Why? It sits on the other side of a barbed-wire fence marking the Bangladesh border, and that means he can’t irrigate it.
The fence was built in 1987 to prevent illegal migration from Bangladesh to India. It traces a line about 150 yards inside the actual border, on Indian land, since no treaty agreement allowed a fence to be built on the border itself.
Large tracts of Indian land, including some villages, were left on the far side of the fence. In the Golokganj sector of Dhubri district, more than 8,000 farmers struggle with a fence between their homes and their land.
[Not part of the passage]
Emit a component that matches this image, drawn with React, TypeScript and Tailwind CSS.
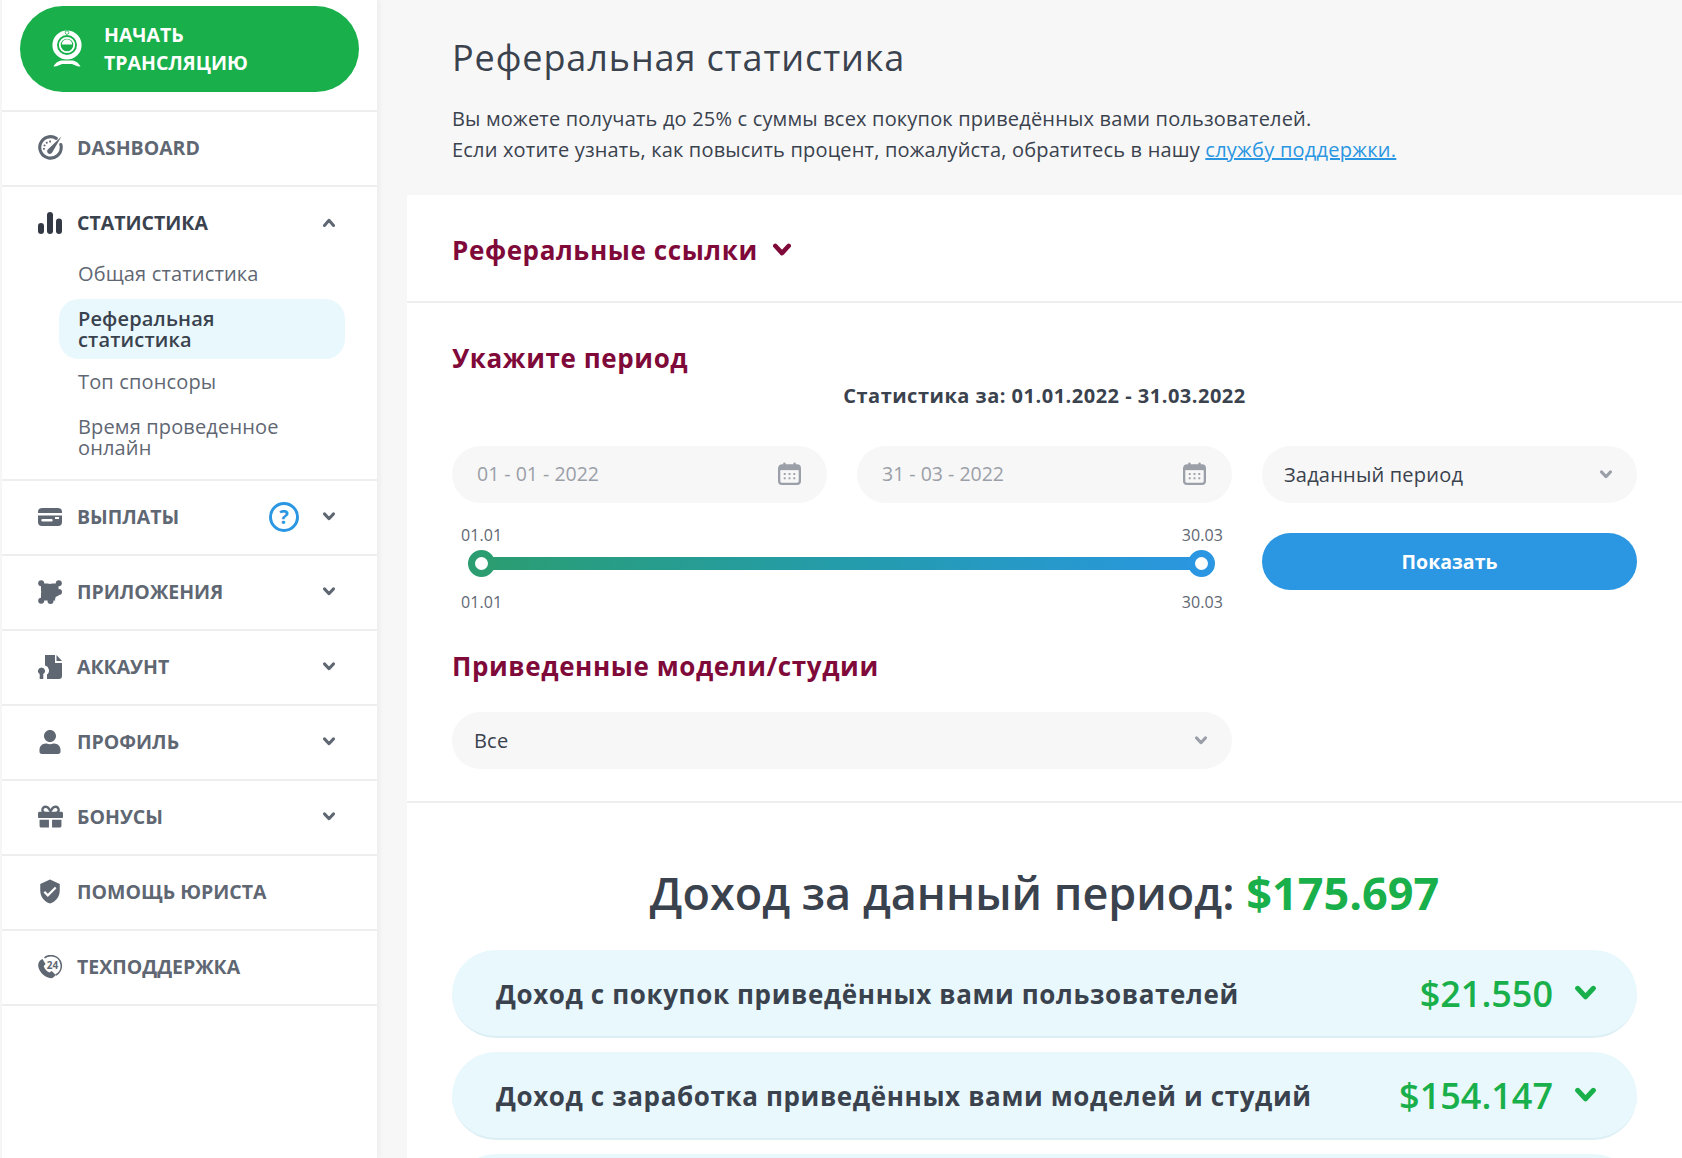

They are allowed to cross though the fence each day to work their holdings, but only at set hours.
Now changing climatic conditions in the region for the first time require farmers to irrigate their land frequently to get a good crop - but legal and bureaucratic obstacles make it hard to invest in irrigation on the far side of the fence, meaning harvests there are two-thirds lower than those on the Indian side.
Less grain across the fence
Farmers say their land on the Indian side of the fence yields nearly 1,500kg of rice a year, while an equivalent area on the Bangladesh side produces no more than 500kg.
By law, construction of any concrete or permanent structure is forbidden near the fence, local people say.
Sarkar said that even taking tractors onto the land requires a lengthy bureaucratic process.
Local people worry they will have to give up farming on the Bangladeshi side of the fence as a result of the weather changes, and complain that neither the district administration nor the Indian government’s Border Security Force (BSF) have been sympathetic to their problems.
8 to 4 farmers
Gates to cross the border are open from 8am to 4pm, a farmer said, and outside these times no Indian citizen is allowed to work land on the Bangladesh side.
In addition, he said, people living on the Bangladeshi side of the border sometimes damage Indian-owned crops or harvest them, leaving Indian growers with no produce to show for their labour.
Farmers and civil society groups have long urged India’s government to purchase their land on the other side of the fence.
Members of Nagarik Unnayan Mancha, a civil society group, say they plan to file a petition on the issue at the Gauhati high court.
The state government, however, says that it cannot act alone on a matter affecting the country’s border.